38 Comments Add yours

  1. nowathome says:

    What a beautiful garden!

    1. Heyjude says:

      It’s pretty special Aletta. Lots to see there! Funnily enough we got lost trying to find it, ended up on the narrowest of narrow roads in the middle of the countryside. Phew!

  2. suej says:

    Thanks for the tour, Jude….I have been meaning to visit for years, but it’s still on the ‘oh, one day!’ list… 🙂

    1. Heyjude says:

      Worth it if you are down that way. I preferred it to the Eden Project.

      1. suej says:

        I rather suspect I would…

  3. pommepal says:

    That is absolutely stunning Jude I hope I can find and internet connection to see part 2 next week

    1. Heyjude says:

      If you can’t you’ll have to search for it when you have a good connection!

      1. pommepal says:

        Yes it will still be in your archives, that’s the beauty of the WP system.

  4. Sammy D. says:

    That’s my idea of Heaven! Your closeups of tulip petals make them look like satin. Thanks for sharing your journeys.

    1. Heyjude says:

      Those tulips were pretty spectacular! Because it was a warm day they were fully open. It was worth visiting the garden just to see those pots of tulips, and we hadn’t even entered the gardens then!

  5. debandtoby says:

    Pix are wonderful. Wish I could see it in person.

    1. Heyjude says:

      Thanks debandtoby 🙂 More to come next week! Glad you enjoyed the photos.

  6. restlessjo says:

    Fabulous, Jude! I’ve watched the TV documentaries on this place and it certainly lives up to expectations from your photos. I especially like that first shot of the white tulips. Looking forward to more. 🙂

    1. Heyjude says:

      We actually got lost on the way to the gardens! We were on a narrow road in the middle of the countryside and I said to the OH, I hope this road doesn’t get any narrower, and it did! I was practically scraping both hedgerows! But worth it when we got there 😉

  7. restlessjo says:

    Meant to say, I love the look of this page too 🙂

    1. Heyjude says:

      Thanks Jo! I thought that this particular walk belonged on the flower blog, though it probably won’t attract as much traffic as the Travel one. And actually the photos work better on this theme, especially in a gallery.

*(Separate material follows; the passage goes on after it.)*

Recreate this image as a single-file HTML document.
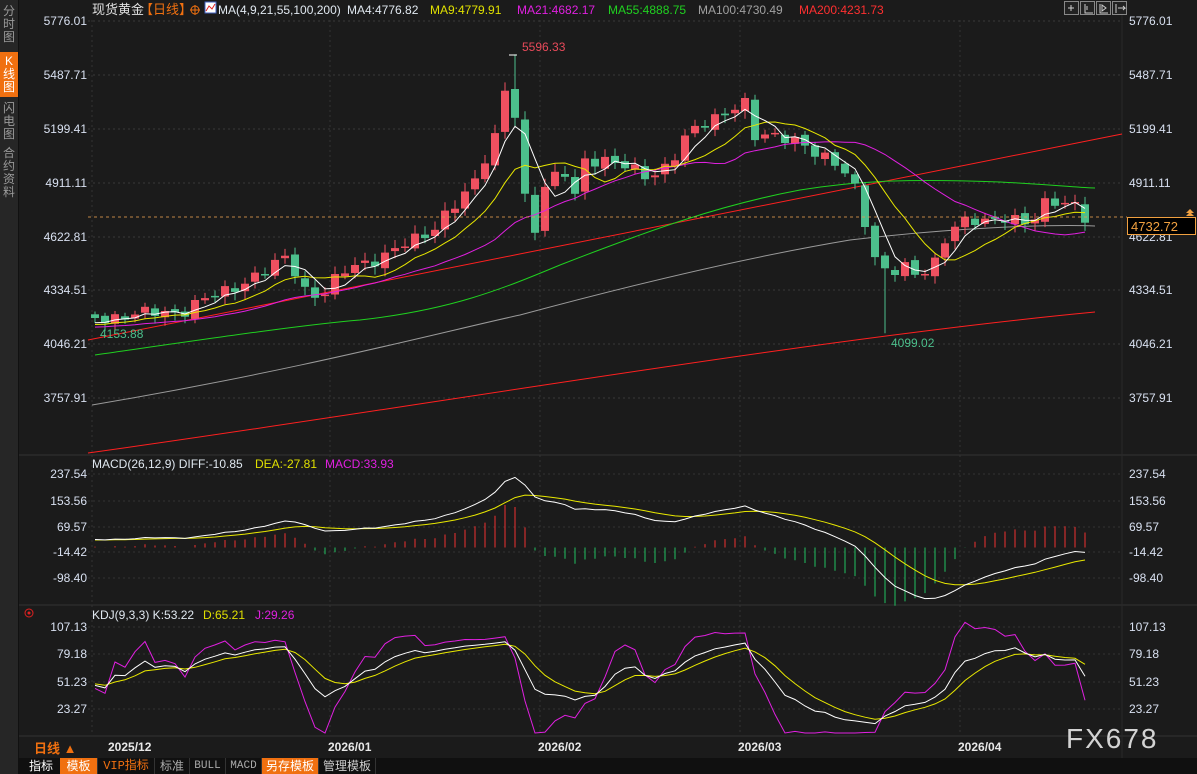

  8. Great post Jude 🙂 It does look like I’d be ok round the formal gardens and borders. Those tulips really are stunning!

    1. Heyjude says:

      You’d love it Sarah!

      1. It has to go on the visit list!!!

        1. Heyjude says:

          I preferred it to the Eden Project, which is very expensive!

        2. Eden is very expensive!! I went about 15yrs ago and I’d really like to go back to see how it’s grown. Heligan looks like it has that bit of magic that really makes a garden 🙂

        3. Heyjude says:

          I returned to Eden last October after several years and was disappointed. I thought the biomes hadn’t changed much at all and in fact the Mediterranean one was less impressive. I did use Tesco vouchers though so didn’t waste too much money!

        4. Trusty Tesco vouchers! Not a bad plan 🙂

  9. I need to go back. Your photos are soooo enticing!

    1. Heyjude says:

      Tune in next week for part II

  10. Great tour! I remember watching a TV program about the lost gardens of Heligan and how they were being uncovered / rediscovered and brought back to life, and was determined to visit in person. Your photos bring it back. 🙂 I have a photo from the Italian Garden of a metal bench with a little saying in Italian on a plaque on the back, something like (in English) “love moves the moon and also the stars”. I was going to include it in your bench challenge, but the photo is a tight crop just on the plaque — not much bench action!

    1. Heyjude says:

      I shall look out for that on my next visit! If this move takes of then I will buy an annual pass to the gardens and visit as often as possible, though it will still be an hour’s drive. Worth it though.

      1. How lovely! I had an annual pass to Kew all the years I lived in London, and certainly got more than my money’s worth from it.

  11. Heyjude says:

    Reblogged this on Under a Cornish Sky and commented:

    As the weather down here continues to be gruesome there will be no walks in gardens happening for a while. Some of you may have seen my recent night walk in the Lost Gardens of Heligan, but you might not have been around when I wrote about them back in June 2014 when I visited during the daylight hours. Some of the photos might seem familiar as it appears I took very similar shots in the dark!

    Happy Saturday 🙂

  12. Tulips! Here they only grow if forced and even then the flowers don’t last long because it is too warm for them I’m planning this year to visit Floriade in Canberra where the tulips are supposed to be excellent. Lovely post, Jude.

    1. Heyjude says:

      I have seen photos of the Floriade and it looks amazing. Of course Canberra gets the cold that most of Australia doesn’t. I hope my tulips are as successful this year, but it has been a very wet winter so far 😦

  13. A lovely walk for a warm Sunday morning on the other side of the world. So many lovely flowers, vistas and additives. You passion for gardens shines through.

    1. Heyjude says:

      I do love gardens and miss not having been to one for quite a while. Next fine day I shall go seek one which is open.

  14. Joanne Sisco says:

    A walk through a flower-filled garden is just the antidote needed on another grey January day!
    This looks like a stroll that could take hours!

    1. Heyjude says:

      It can and it does. Especially when you have a camera 🙂

  15. pommepal says:

    I see from the comments that I have been with you before for a look round Jude, but once is never enough for looking at such beautiful gardens I’m so pleased you have revisited them for us.

  16. What a riot of colours and textures! Thank you for the snapshot tour – it is so beautiful.